Tal postura visa o estabelecimento de uma nova relação entre a humanidade e a natureza. Ela implica na consciência de que as questões ambientais resultam das relações do homem consigo mesmo, com os outros e com o mundo ao redor (GUATTARI, 1990), num processo que visa o conhecimento do humano situado no universo (MORIN, 2000). Nesse sentido, é fundamental pensarmos sobre os sujeitos imersos em relações de alteridade, interferindo e modificando o seu meio a partir de uma dimensão ética que reflete escolhas, percepções, valores e ideais.

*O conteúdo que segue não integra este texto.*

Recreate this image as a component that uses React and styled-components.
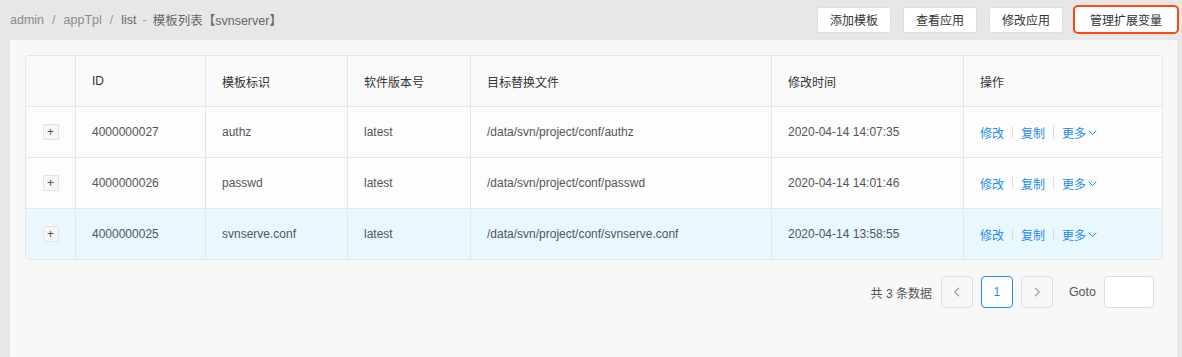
import React from "react";
import styled, { createGlobalStyle } from "styled-components";

const Global = createGlobalStyle`
  html, body { margin: 0; padding: 0; background: #e7e7e7; }
  body { font-family: "Liberation Sans", "Noto Sans CJK SC", sans-serif; font-size: 12px; color: #555; }
  * { box-sizing: border-box; }
`;

const Page = styled.div`
  width: 1182px;
  height: 357px;
  background: #e7e7e7;
  display: flex;
  flex-direction: column;
`;

const TopBar = styled.div`
  height: 40px;
  display: flex;
  align-items: center;
  justify-content: space-between;
  padding: 0 3px 1px 10px;
`;

const Crumbs = styled.div`
  display: flex;
  align-items: center;
  font-size: 12.5px;
  color: #8a8a8a;
`;

const Sep = styled.span`
  padding: 0 ${(p) => (p.$tight ? "6px" : "8px")};
  color: #9a9a9a;
`;

const Crumb = styled.span`
  color: ${(p) => (p.$last ? "#666" : "#8a8a8a")};
`;

const Actions = styled.div`
  display: flex;
  align-items: center;
  gap: 12px;
`;

const Btn = styled.button`
  height: ${(p) => (p.$marked ? "29px" : "26px")};
  padding: 0 ${(p) => (p.$marked ? "15px" : "12px")};
  background: #fff;
  border: ${(p) => (p.$marked ? "2px solid #fb4a0c" : "1px solid #dedede")};
  border-radius: ${(p) => (p.$marked ? "5px" : "2px")};
  font-family: inherit;
  font-size: 12px;
  color: #333;
  cursor: pointer;
  ${(p) => p.$marked && "margin-left: -2px;"}
`;

const Panel = styled.div`
  margin: 0 5px 0 10px;
  flex: 1;
  background: #f8f8f8;
  padding: 15px 16px 0 15px;
`;

const Table = styled.table`
  width: 1136px;
  border-collapse: separate;
  border-spacing: 0;
  table-layout: fixed;
  border: 1px solid #e6e6e6;
  border-radius: 4px;
  overflow: hidden;
  background: #fdfdfd;
`;

const Th = styled.th`
  height: 50px;
  text-align: left;
  font-weight: normal;
  color: #333;
  padding: 0 16px;
  background: #fafafa;
  border-left: ${(p) => (p.$first ? "none" : "1px solid #e6e6e6")};
`;

const Tr = styled.tr`
  background: ${(p) => (p.$active ? "#e9f7fe" : "#fdfdfd")};
`;

const Td = styled.td`
  height: 51px;
  padding: 0 16px;
  color: #555;
  border-top: 1px solid #e6e6e6;
  border-left: ${(p) => (p.$first ? "none" : "1px solid #e6e6e6")};
  text-align: ${(p) => (p.$center ? "center" : "left")};
  white-space: nowrap;
`;

const Expand = styled.span`
  display: inline-flex;
  align-items: center;
  justify-content: center;
  width: 16px;
  height: 16px;
  border: 1px solid #e2e2e2;
  background: #f6f6f6;
  color: #555;
  font-size: 12px;
  line-height: 1;
  border-radius: 1px;
`;

const Ops = styled.div`
  display: flex;
  align-items: center;
  color: #1d8cf0;
`;

const Link = styled.a`
  color: #1d8cf0;
  display: inline-flex;
  align-items: center;
  gap: 2px;
  cursor: pointer;
`;

const Divider = styled.span`
  width: 1px;
  height: 12px;
  background: #dcdcdc;
  margin: 0 8px;
`;

const Pager = styled.div`
  display: flex;
  align-items: center;
  justify-content: flex-end;
  padding: 16px 7px 0 0;
  gap: 8px;
`;

const Total = styled.span`
  color: #555;
  margin-right: 1px;
`;

const PageBtn = styled.div`
  width: 32px;
  height: 32px;
  border: 1px solid ${(p) => (p.$active ? "#1d8cf0" : "#dedede")};
  border-radius: 4px;
  display: flex;
  align-items: center;
  justify-content: center;
  color: ${(p) => (p.$active ? "#1d8cf0" : "#999")};
  background: ${(p) => (p.$active ? "#fff" : "#f8f8f8")};
  font-size: 12px;
`;

const Goto = styled.span`
  margin-left: 8px;
  color: #555;
  font-size: 12.5px;
`;

const GotoInput = styled.input`
  width: 50px;
  height: 32px;
  border: 1px solid #dedede;
  border-radius: 4px;
  background: #fff;
  outline: none;
`;

const Chevron = ({ dir = "down", size = 9 }) => {
  const paths = {
    down: "M1 3 L4.5 6.5 L8 3",
    left: "M6 1 L2.5 4.5 L6 8",
    right: "M3 1 L6.5 4.5 L3 8",
  };
  return (
    <svg width={size} height={size} viewBox="0 0 9 9" fill="none">
      <path d={paths[dir]} stroke="currentColor" strokeWidth="1" strokeLinecap="round" strokeLinejoin="round" />
    </svg>
  );
};

const rows = [
  { id: "4000000027", tag: "authz", ver: "latest", file: "/data/svn/project/conf/authz", time: "2020-04-14 14:07:35" },
  { id: "4000000026", tag: "passwd", ver: "latest", file: "/data/svn/project/conf/passwd", time: "2020-04-14 14:01:46" },
  { id: "4000000025", tag: "svnserve.conf", ver: "latest", file: "/data/svn/project/conf/svnserve.conf", time: "2020-04-14 13:58:55", active: true },
];

const widths = [49, 130, 142, 123, 301, 192, 199];
const heads = ["", "ID", "模板标识", "软件版本号", "目标替换文件", "修改时间", "操作"];

export default function App() {
  return (
    <Page>
      <Global />
      <TopBar>
        <Crumbs>
          <Crumb>admin</Crumb>
          <Sep>/</Sep>
          <Crumb>appTpl</Crumb>
          <Sep>/</Sep>
          <Crumb $last>list</Crumb>
          <Sep $tight>-</Sep>
          <Crumb $last>模板列表【svnserver】</Crumb>
        </Crumbs>
        <Actions>
          <Btn>添加模板</Btn>
          <Btn>查看应用</Btn>
          <Btn>修改应用</Btn>
          <Btn $marked>管理扩展变量</Btn>
        </Actions>
      </TopBar>
      <Panel>
        <Table>
          <colgroup>
            {widths.map((w, i) => (
              <col key={i} style={{ width: w }} />
            ))}
          </colgroup>
          <thead>
            <tr>
              {heads.map((h, i) => (
                <Th key={i} $first={i === 0}>{h}</Th>
              ))}
            </tr>
          </thead>
          <tbody>
            {rows.map((r) => (
              <Tr key={r.id} $active={r.active}>
                <Td $first $center>
                  <Expand>+</Expand>
                </Td>
                <Td>{r.id}</Td>
                <Td>{r.tag}</Td>
                <Td>{r.ver}</Td>
                <Td>{r.file}</Td>
                <Td>{r.time}</Td>
                <Td>
                  <Ops>
                    <Link>修改</Link>
                    <Divider />
                    <Link>复制</Link>
                    <Divider />
                    <Link>
                      更多
                      <Chevron dir="down" />
                    </Link>
                  </Ops>
                </Td>
              </Tr>
            ))}
          </tbody>
        </Table>
        <Pager>
          <Total>共 3 条数据</Total>
          <PageBtn>
            <Chevron dir="left" size={10} />
          </PageBtn>
          <PageBtn $active>1</PageBtn>
          <PageBtn>
            <Chevron dir="right" size={10} />
          </PageBtn>
          <Goto>Goto</Goto>
          <GotoInput />
        </Pager>
      </Panel>
    </Page>
  );
}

Para a compreensão do tempo presente, portanto, é fundamental permearmos os saberes para o entendimento das sociedades e de suas produções artístico-culturais, sem separar a arte da ciência, a razão da sensibilidade. Isso porque hoje compreendemos que as obras de arte resultam, acima de tudo, de pensamentos críticos e reflexivos sobre a própria condição humana. A arte se constitui num fenômeno social e as obras dão visibilidade a valores religiosos, éticos, sociais e políticos, numa íntima relação com os contextos históricos que lhes deram origem. Sendo assim, analisar as produções artísticas nos possibilitam avaliar mentalidades e comportamentos indicativos das relações dos indivíduos com o seu contexto socio-histórico.
Este artigo tem por objetivo ponderar sobre algumas produções do artista mexicano Diego Rivera, discutindo as pinturas parietais como produções artísticas que manifestam identidades. Baseadas nos estudos de Stuart Hall (1999) e suas definições de identidades nacionais – entendidas como “comunidades imaginadas”, que através de suas representações propõem uma unificação das identidades –, e de identidades pós-modernas, caracterizadas pela fragmentação, traçamos um paralelo entre as produções do artista mexicano e a de grafiteiros contemporâneos. Assim é possível visualizar transformações nas mentalidades ocorridas ao longo do século XX, que são determinantes para a compreensão da complexidade da atualidade, principalmente, das questões relativas às identidades dos sujeitos contemporâneos e suas relações.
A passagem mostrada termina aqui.